--- Start Records provided ---

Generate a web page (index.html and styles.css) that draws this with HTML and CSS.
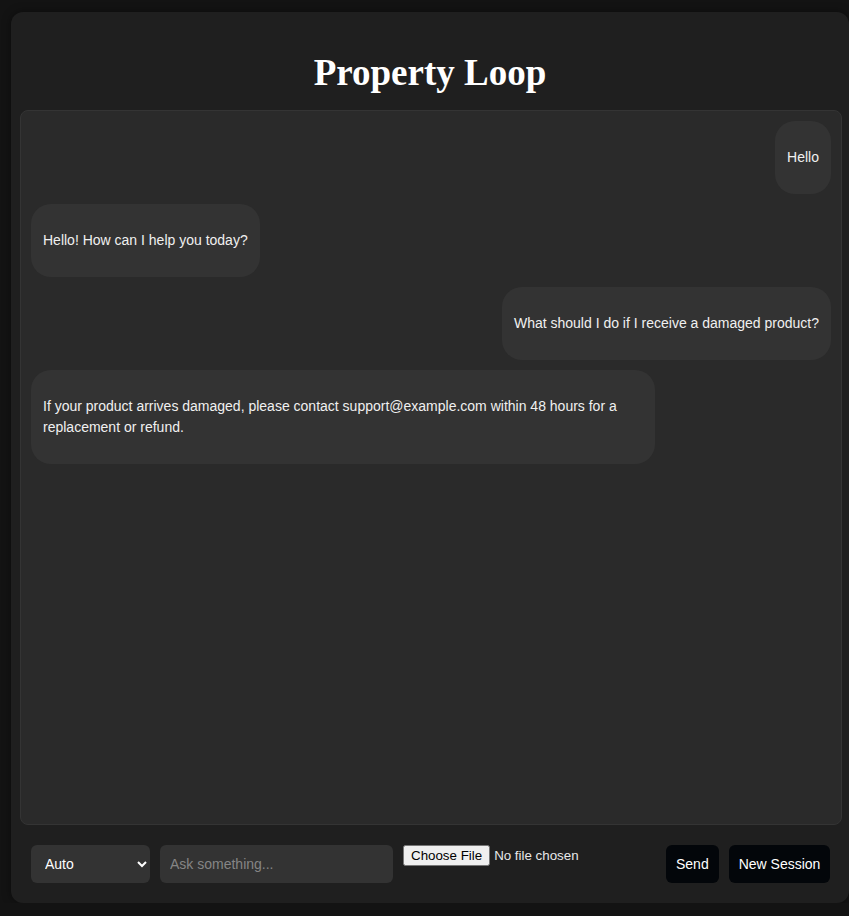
FILE: index.html
```html
<!DOCTYPE html>
<html lang="en">
<head>
<meta charset="utf-8">
<title>Property Loop</title>
<link rel="stylesheet" href="styles.css">
</head>
<body>
<div class="app">
  <header class="header">
    <h1 class="title">Property Loop</h1>
  </header>
  <div class="chat">
    <div class="msg user"><p>Hello</p></div>
    <div class="msg bot"><p>Hello! How can I help you today?</p></div>
    <div class="msg user"><p>What should I do if I receive a damaged product?</p></div>
    <div class="msg bot"><p>If your product arrives damaged, please contact support@example.com within 48 hours for a replacement or refund.</p></div>
  </div>
  <div class="composer">
    <select class="mode">
      <option>Auto</option>
    </select>
    <input class="ask" type="text" placeholder="Ask something..." autofocus>
    <input class="file" type="file">
    <button class="btn">Send</button>
    <button class="btn">New Session</button>
  </div>
</div>
</body>
</html>
```
FILE: styles.css
```css
html, body {
  margin: 0;
  padding: 0;
  background: #131313;
  overflow: hidden;
}

body {
  font-family: "Liberation Sans", Arial, sans-serif;
  color: #eee;
}

.app {
  box-sizing: border-box;
  margin: 12px 0 0 11px;
  width: 838px;
  height: 891px;
  background: #1f1f1f;
  border-radius: 12px;
  display: flex;
  flex-direction: column;
  box-shadow: 0 0 10px rgba(0, 0, 0, 0.4);
}

.header {
  box-sizing: border-box;
  height: 98px;
  padding-top: 40px;
  text-align: center;
}

.title {
  margin: 0;
  font-family: "Liberation Serif", "Times New Roman", serif;
  font-weight: bold;
  font-size: 37px;
  line-height: 41px;
  color: #fff;
}

.chat {
  box-sizing: border-box;
  height: 715px;
  margin: 0 7px 0 9px;
  padding: 10px;
  background: #2a2a2a;
  border: 1px solid #343434;
  border-radius: 8px;
  display: flex;
  flex-direction: column;
  gap: 10px;
  overflow: hidden;
}

.msg {
  box-sizing: border-box;
  background: #333333;
  border-radius: 20px;
  padding: 0 12px;
  max-width: 78%;
  font-size: 14px;
  line-height: 21px;
  color: #f0f0f0;
}

.msg p {
  margin: 26px 0;
}

.msg.user {
  align-self: flex-end;
}

.msg.bot {
  align-self: flex-start;
}

.composer {
  box-sizing: border-box;
  height: 78px;
  padding: 20px 18px 20px 20px;
  display: flex;
  align-items: flex-start;
  gap: 10px;
}

.mode {
  box-sizing: border-box;
  width: 119px;
  height: 38px;
  padding: 0 6px 0 10px;
  background: #333;
  color: #fff;
  border: none;
  border-radius: 6px;
  font-family: "Liberation Sans", Arial, sans-serif;
  font-size: 14px;
  outline: none;
}

.ask {
  box-sizing: border-box;
  width: 233px;
  height: 38px;
  padding: 0 10px;
  background: #333;
  color: #fff;
  border: none;
  border-radius: 6px;
  font-family: "Liberation Sans", Arial, sans-serif;
  font-size: 14px;
  outline: none;
}

.ask::placeholder {
  color: #858585;
}

.file {
  box-sizing: border-box;
  width: 253px;
  color: #e8e8e8;
  font-family: "Liberation Sans", Arial, sans-serif;
  font-size: 13.333px;
}

.btn {
  box-sizing: border-box;
  height: 38px;
  padding: 0 10px;
  background: #03060a;
  color: #fff;
  border: none;
  border-radius: 6px;
  font-family: "Liberation Sans", Arial, sans-serif;
  font-size: 14px;
}
```
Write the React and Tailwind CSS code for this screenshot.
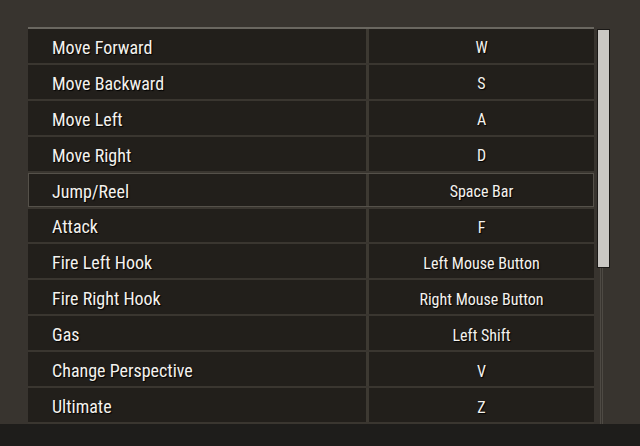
import React from "react";

const binds = [
  ["Move Forward", "W"],
  ["Move Backward", "S"],
  ["Move Left", "A"],
  ["Move Right", "D"],
  ["Jump/Reel", "Space Bar"],
  ["Attack", "F"],
  ["Fire Left Hook", "Left Mouse Button"],
  ["Fire Right Hook", "Right Mouse Button"],
  ["Gas", "Left Shift"],
  ["Change Perspective", "V"],
  ["Ultimate", "Z"],
];

const Row = ({ action, keyName, active }) => (
  <div
    className={
      "flex h-[34px] mb-[2px] " +
      (active ? "outline outline-1 outline-[#55514a] -outline-offset-1 bg-[#2a2723]" : "")
    }
  >
    <div className="w-[338px] flex items-center pl-6 pt-[3px] bg-[#221f1b] text-[18px] text-[#f4f2ee] [text-shadow:1px_1px_1px_#000]">
      {action}
    </div>
    <div className="w-[3px] bg-[#3d3932]" />
    <div className="flex-1 flex items-center justify-center pt-[5px] bg-[#221f1b] text-[16px] text-[#f4f2ee] [text-shadow:1px_1px_1px_#000]">
      {keyName}
    </div>
  </div>
);

const App = () => {
  return (
    <div className="w-[640px] h-[446px] bg-[#38342f] flex flex-col overflow-hidden font-['Liberation_Sans_Narrow','Roboto_Condensed','DejaVu_Sans_Condensed',sans-serif] [font-stretch:condensed]">
      <div className="flex h-[424px] pt-[27px] pl-[28px]">
        <div className="w-[566px] flex flex-col border-t-2 border-[#6a6760] bg-[#3a3630]">
          {binds.map((b, i) => (
            <Row key={i} action={b[0]} keyName={b[1]} active={i === 4} />
          ))}
        </div>
        <div className="ml-[3px] w-[13px] relative">
          <div className="absolute left-[3px] top-[30px] bottom-0 w-[3px] border-x border-[#4e4a44]" />
          <div className="relative mt-[2px] h-[239px] w-[13px] bg-[#c9c7c3] border border-[#1a1816]" />
        </div>
      </div>
      <div className="flex-1 bg-[#1e1d1b]" />
    </div>
  );
};

export default App;
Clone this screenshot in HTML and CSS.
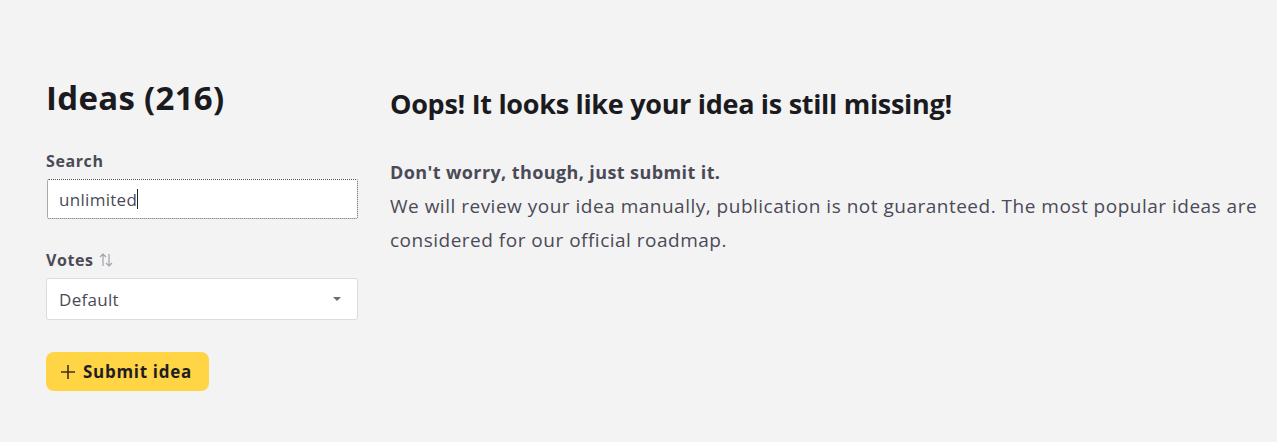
FILE: index.html
```html
<!DOCTYPE html>
<html lang="en">
<head>
  <meta charset="UTF-8">
  <title>Ideas</title>
  <link rel="stylesheet" href="styles.css">
</head>
<body>
  <div class="page">
    <aside class="sidebar">
      <h1 class="title">Ideas (216)</h1>

      <label class="field-label" for="search">Search</label>
      <div class="search-box">unlimited<span class="caret"></span></div>

      <div class="field-label votes-label">
        Votes
        <svg class="sort-icon" width="18" height="18" viewBox="0 0 18 18" fill="none" stroke="#a2a2aa" stroke-width="1.2">
          <path d="M6 15V3M3 6l3-3 3 3"/>
          <path d="M12 3v12M9 12l3 3 3-3"/>
        </svg>
      </div>
      <div class="select">
        <span>Default</span>
        <span class="arrow"></span>
      </div>

      <button class="submit-btn">
        <svg width="16" height="16" viewBox="0 0 16 16" stroke="#3a3320" stroke-width="1.6">
          <path d="M8 1v14M1 8h14"/>
        </svg>
        Submit idea
      </button>
    </aside>

    <main class="content">
      <h2 class="empty-title">Oops! It looks like your idea is still missing!</h2>
      <p class="empty-lead">Don't worry, though, just submit it.</p>
      <p class="empty-text">We will review your idea manually, publication is not guaranteed. The most popular ideas are considered for our official roadmap.</p>
    </main>
  </div>
</body>
</html>
```

FILE: styles.css
```css
html, body {
  margin: 0;
  background: #f3f3f3;
}

body {
  font-family: "Open Sans", Arial, sans-serif;
  color: #4b4a57;
}

.page {
  display: flex;
  gap: 32px;
  padding: 76px 8px 0 46px;
}

.sidebar {
  width: 312px;
  flex-shrink: 0;
}

.title {
  margin: 0 0 31px;
  font-size: 33px;
  line-height: 44px;
  color: #1b1b1f;
  font-weight: 700;
  letter-spacing: 0.3px;
}

.field-label {
  display: block;
  font-size: 16px;
  font-weight: 700;
  line-height: 20px;
  margin-bottom: 8px;
  letter-spacing: 0.6px;
}

.search-box {
  height: 40px;
  box-sizing: border-box;
  border: 1px dotted #555;
  border-radius: 2px;
  background: #fff;
  margin-left: 1px;
  padding: 0 11px;
  display: flex;
  align-items: center;
  font-size: 17px;
  letter-spacing: 0.3px;
  color: #4b4a57;
}

.caret {
  display: inline-block;
  width: 1px;
  height: 20px;
  background: #222;
}

.votes-label {
  margin-top: 31px;
  display: flex;
  align-items: center;
  gap: 3px;
}

.select {
  height: 42px;
  box-sizing: border-box;
  border: 1px solid #dcdcdf;
  border-radius: 3px;
  background: #fff;
  padding: 0 16px 0 12px;
  display: flex;
  align-items: center;
  justify-content: space-between;
  font-size: 17px;
  letter-spacing: 0.3px;
}

.arrow {
  width: 0;
  height: 0;
  border-left: 4px solid transparent;
  border-right: 4px solid transparent;
  border-top: 4px solid #6b6b73;
}

.submit-btn {
  margin-top: 32px;
  height: 39px;
  padding: 0 17px 0 14px;
  border: none;
  border-radius: 8px;
  background: #ffd445;
  display: inline-flex;
  align-items: center;
  gap: 7px;
  font-family: inherit;
  font-size: 17px;
  font-weight: 700;
  letter-spacing: 0.7px;
  color: #1e1d24;
}

.content {
  flex: 1;
  padding-top: 9px;
}

.empty-title {
  margin: 0 0 32px;
  font-size: 27px;
  line-height: 38px;
  font-weight: 700;
  color: #1b1b1f;
  letter-spacing: -0.3px;
}

.empty-lead {
  margin: 0;
  font-size: 18px;
  font-weight: 700;
  line-height: 34px;
  letter-spacing: 0.4px;
}

.empty-text {
  margin: 0;
  font-size: 19px;
  line-height: 34px;
  letter-spacing: 0.5px;
}
```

--- End Records provided ---

## Instructions for the task
Where a line holds the string "screenshot", copy that line.

## Response to the task
Write the React and Tailwind CSS code for this screenshot.
Clone this screenshot in HTML and CSS.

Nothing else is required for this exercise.